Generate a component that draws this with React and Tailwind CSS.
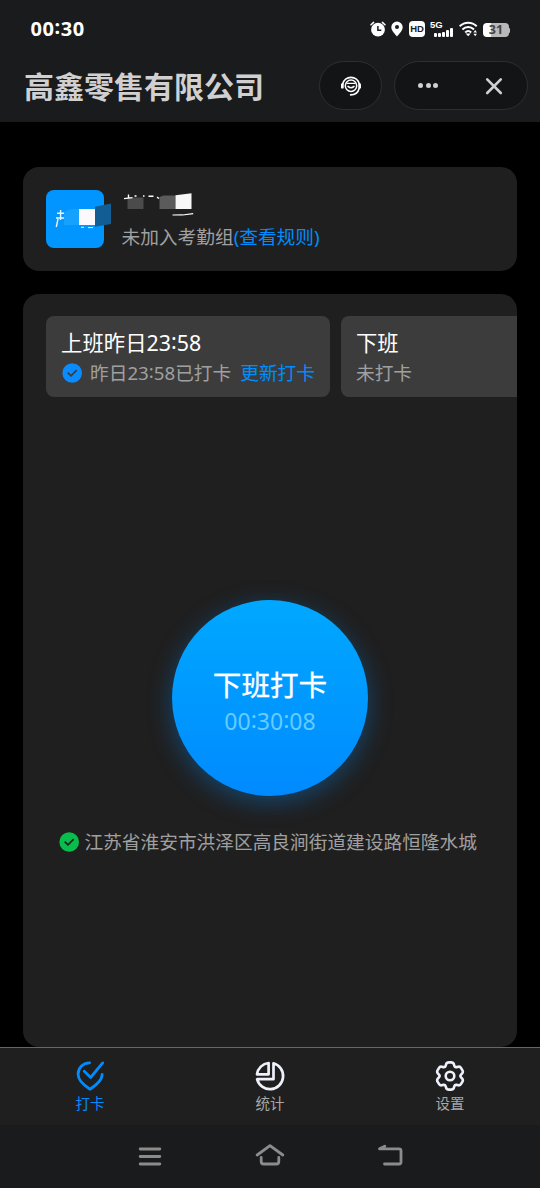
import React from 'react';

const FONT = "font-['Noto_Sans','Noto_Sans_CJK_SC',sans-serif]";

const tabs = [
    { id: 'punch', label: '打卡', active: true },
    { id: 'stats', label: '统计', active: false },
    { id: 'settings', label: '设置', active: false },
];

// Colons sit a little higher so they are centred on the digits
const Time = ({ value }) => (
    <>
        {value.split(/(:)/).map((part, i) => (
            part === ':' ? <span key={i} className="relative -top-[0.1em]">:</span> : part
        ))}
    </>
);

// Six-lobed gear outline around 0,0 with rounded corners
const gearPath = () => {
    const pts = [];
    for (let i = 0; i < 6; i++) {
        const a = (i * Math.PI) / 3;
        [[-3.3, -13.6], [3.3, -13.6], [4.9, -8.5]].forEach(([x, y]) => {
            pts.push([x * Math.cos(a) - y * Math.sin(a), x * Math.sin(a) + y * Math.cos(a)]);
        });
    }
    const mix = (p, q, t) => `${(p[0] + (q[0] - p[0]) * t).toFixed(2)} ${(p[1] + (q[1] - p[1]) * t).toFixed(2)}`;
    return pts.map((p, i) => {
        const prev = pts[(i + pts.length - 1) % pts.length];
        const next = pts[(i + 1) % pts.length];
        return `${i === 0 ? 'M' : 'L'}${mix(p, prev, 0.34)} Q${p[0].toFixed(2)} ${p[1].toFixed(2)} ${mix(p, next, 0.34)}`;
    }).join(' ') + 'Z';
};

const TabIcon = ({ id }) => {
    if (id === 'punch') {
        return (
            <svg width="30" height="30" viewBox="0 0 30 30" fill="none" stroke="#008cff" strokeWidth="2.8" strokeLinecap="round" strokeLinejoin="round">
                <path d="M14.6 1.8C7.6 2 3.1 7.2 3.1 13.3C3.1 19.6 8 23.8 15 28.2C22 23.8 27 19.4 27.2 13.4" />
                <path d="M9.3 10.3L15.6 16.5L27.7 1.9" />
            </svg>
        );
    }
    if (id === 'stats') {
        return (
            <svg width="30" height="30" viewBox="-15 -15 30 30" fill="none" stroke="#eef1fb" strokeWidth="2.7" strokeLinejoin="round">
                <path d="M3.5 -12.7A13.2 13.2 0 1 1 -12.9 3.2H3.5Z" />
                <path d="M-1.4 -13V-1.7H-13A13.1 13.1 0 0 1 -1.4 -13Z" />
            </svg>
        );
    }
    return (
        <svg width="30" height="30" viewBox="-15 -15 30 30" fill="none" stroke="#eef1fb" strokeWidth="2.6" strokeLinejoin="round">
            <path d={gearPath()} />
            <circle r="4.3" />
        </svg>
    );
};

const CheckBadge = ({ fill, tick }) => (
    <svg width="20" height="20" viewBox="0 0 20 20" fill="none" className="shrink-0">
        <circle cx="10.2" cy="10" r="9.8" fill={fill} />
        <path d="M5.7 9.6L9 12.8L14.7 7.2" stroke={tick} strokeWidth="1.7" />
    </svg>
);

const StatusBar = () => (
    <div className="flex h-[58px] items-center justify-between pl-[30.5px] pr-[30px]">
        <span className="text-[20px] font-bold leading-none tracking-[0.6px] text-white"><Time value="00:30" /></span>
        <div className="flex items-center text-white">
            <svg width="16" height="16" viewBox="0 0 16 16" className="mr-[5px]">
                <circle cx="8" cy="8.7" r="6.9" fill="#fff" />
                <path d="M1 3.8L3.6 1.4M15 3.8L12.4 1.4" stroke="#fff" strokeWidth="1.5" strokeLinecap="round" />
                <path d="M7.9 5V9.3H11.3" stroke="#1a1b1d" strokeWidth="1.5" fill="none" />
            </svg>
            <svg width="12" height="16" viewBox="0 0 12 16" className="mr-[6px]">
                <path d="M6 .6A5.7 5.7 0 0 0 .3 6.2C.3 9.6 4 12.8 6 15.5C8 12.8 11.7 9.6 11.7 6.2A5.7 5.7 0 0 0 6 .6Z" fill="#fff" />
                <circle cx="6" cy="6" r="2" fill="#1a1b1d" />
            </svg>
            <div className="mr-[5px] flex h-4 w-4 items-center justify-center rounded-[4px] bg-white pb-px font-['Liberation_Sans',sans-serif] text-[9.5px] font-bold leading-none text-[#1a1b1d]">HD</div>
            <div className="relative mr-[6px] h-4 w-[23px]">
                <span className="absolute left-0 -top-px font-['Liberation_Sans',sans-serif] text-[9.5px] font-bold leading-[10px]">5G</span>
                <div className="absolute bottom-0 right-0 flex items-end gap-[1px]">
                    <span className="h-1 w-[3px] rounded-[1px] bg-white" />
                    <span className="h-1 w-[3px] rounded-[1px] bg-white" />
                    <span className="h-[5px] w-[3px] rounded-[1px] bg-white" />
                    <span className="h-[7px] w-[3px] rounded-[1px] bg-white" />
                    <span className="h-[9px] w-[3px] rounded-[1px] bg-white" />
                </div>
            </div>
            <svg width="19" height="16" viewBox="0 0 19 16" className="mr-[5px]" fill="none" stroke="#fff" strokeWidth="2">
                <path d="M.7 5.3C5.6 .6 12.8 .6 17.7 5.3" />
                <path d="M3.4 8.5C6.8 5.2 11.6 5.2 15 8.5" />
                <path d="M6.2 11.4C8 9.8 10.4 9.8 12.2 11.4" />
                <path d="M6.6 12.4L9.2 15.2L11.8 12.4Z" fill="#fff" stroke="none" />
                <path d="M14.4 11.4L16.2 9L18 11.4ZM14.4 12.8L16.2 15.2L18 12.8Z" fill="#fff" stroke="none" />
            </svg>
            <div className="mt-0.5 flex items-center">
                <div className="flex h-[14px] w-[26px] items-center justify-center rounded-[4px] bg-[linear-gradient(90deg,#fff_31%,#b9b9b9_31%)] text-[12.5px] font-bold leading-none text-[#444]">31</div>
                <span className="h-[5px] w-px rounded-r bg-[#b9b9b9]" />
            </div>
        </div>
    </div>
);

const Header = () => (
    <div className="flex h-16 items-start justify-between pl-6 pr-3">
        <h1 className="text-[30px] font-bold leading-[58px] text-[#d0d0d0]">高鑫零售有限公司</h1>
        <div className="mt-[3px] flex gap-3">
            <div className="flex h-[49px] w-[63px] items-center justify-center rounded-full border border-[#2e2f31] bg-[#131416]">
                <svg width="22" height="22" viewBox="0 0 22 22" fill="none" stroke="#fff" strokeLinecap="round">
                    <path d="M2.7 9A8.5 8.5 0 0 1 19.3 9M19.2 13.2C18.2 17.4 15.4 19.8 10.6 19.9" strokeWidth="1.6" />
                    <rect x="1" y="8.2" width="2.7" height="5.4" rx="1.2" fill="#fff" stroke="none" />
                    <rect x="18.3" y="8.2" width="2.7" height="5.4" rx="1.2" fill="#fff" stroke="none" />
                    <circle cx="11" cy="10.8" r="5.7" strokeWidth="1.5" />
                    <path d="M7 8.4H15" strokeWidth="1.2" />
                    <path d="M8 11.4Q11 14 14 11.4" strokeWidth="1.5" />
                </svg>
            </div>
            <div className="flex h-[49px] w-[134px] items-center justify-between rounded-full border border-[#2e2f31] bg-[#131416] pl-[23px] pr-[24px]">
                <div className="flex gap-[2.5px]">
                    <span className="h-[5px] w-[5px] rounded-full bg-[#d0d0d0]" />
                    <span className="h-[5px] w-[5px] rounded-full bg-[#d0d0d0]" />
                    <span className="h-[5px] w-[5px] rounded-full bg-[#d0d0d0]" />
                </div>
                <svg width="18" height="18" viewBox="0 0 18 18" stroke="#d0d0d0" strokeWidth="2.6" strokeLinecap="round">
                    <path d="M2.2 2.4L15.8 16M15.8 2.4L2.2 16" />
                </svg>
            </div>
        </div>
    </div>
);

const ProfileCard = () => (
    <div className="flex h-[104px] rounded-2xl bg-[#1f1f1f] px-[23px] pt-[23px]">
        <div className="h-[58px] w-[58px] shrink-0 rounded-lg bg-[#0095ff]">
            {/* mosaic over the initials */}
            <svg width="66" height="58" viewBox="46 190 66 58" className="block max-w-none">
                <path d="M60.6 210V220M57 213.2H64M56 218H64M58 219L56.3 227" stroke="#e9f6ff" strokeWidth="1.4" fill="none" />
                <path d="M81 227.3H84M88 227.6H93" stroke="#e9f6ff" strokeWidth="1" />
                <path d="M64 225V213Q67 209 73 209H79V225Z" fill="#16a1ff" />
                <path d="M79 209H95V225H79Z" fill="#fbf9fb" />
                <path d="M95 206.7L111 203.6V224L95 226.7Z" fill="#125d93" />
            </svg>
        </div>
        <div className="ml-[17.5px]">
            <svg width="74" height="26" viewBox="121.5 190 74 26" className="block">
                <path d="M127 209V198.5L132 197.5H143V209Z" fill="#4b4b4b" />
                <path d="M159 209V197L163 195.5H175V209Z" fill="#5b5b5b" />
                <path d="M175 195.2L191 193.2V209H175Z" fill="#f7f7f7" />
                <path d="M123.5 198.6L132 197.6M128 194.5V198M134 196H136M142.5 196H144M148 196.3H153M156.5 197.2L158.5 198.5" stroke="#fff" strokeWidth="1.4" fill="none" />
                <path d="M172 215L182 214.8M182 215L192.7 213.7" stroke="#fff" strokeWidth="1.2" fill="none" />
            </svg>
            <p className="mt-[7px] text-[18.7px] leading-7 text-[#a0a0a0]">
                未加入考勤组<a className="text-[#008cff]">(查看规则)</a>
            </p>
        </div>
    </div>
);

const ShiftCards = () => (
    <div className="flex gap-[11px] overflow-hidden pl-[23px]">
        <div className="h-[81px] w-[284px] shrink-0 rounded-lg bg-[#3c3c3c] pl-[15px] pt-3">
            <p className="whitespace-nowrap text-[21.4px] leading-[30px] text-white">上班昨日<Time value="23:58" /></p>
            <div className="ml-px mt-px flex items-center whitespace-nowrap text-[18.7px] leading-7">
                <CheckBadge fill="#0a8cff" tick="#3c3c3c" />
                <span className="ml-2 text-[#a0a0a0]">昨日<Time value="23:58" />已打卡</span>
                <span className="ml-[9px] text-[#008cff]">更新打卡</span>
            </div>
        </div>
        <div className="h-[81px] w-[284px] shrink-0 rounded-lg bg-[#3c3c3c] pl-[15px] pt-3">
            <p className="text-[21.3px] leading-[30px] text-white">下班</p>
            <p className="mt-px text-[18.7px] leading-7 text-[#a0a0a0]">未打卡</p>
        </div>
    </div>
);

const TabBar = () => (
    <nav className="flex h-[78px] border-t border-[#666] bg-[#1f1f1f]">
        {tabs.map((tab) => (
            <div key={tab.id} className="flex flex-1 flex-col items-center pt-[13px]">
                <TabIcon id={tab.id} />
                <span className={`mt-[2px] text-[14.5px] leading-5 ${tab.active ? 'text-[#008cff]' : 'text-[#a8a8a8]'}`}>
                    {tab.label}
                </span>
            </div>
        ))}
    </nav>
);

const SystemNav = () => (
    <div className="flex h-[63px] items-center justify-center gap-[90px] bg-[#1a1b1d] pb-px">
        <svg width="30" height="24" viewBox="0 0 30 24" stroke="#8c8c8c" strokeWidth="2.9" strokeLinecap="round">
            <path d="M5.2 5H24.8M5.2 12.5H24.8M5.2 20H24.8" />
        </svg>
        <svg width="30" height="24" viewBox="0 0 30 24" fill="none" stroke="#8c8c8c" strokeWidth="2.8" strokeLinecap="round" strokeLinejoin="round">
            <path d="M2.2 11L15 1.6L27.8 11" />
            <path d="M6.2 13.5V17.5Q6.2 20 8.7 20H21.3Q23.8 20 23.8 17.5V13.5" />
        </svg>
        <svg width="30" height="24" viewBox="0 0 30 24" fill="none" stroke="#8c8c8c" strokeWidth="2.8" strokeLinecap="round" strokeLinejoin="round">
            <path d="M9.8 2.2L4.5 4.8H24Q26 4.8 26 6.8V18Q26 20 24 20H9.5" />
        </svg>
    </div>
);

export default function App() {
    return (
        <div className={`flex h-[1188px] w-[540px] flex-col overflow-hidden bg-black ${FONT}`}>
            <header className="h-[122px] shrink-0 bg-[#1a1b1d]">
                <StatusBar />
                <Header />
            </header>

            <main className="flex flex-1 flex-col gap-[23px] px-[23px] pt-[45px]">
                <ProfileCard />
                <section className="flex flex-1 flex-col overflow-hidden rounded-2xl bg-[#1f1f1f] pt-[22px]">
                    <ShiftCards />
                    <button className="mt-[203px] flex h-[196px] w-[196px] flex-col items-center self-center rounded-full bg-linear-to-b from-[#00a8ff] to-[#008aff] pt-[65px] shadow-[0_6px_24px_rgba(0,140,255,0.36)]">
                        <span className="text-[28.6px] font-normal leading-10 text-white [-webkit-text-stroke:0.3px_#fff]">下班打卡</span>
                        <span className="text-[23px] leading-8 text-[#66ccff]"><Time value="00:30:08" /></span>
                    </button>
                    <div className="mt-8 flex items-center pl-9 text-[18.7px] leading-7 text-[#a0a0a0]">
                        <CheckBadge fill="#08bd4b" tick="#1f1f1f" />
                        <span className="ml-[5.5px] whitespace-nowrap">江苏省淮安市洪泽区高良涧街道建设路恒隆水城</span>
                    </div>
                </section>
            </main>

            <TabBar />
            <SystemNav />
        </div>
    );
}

▶ DO THIS: Report only the number of lines that hold the word "with".

▶ FULL RESPONSE: 2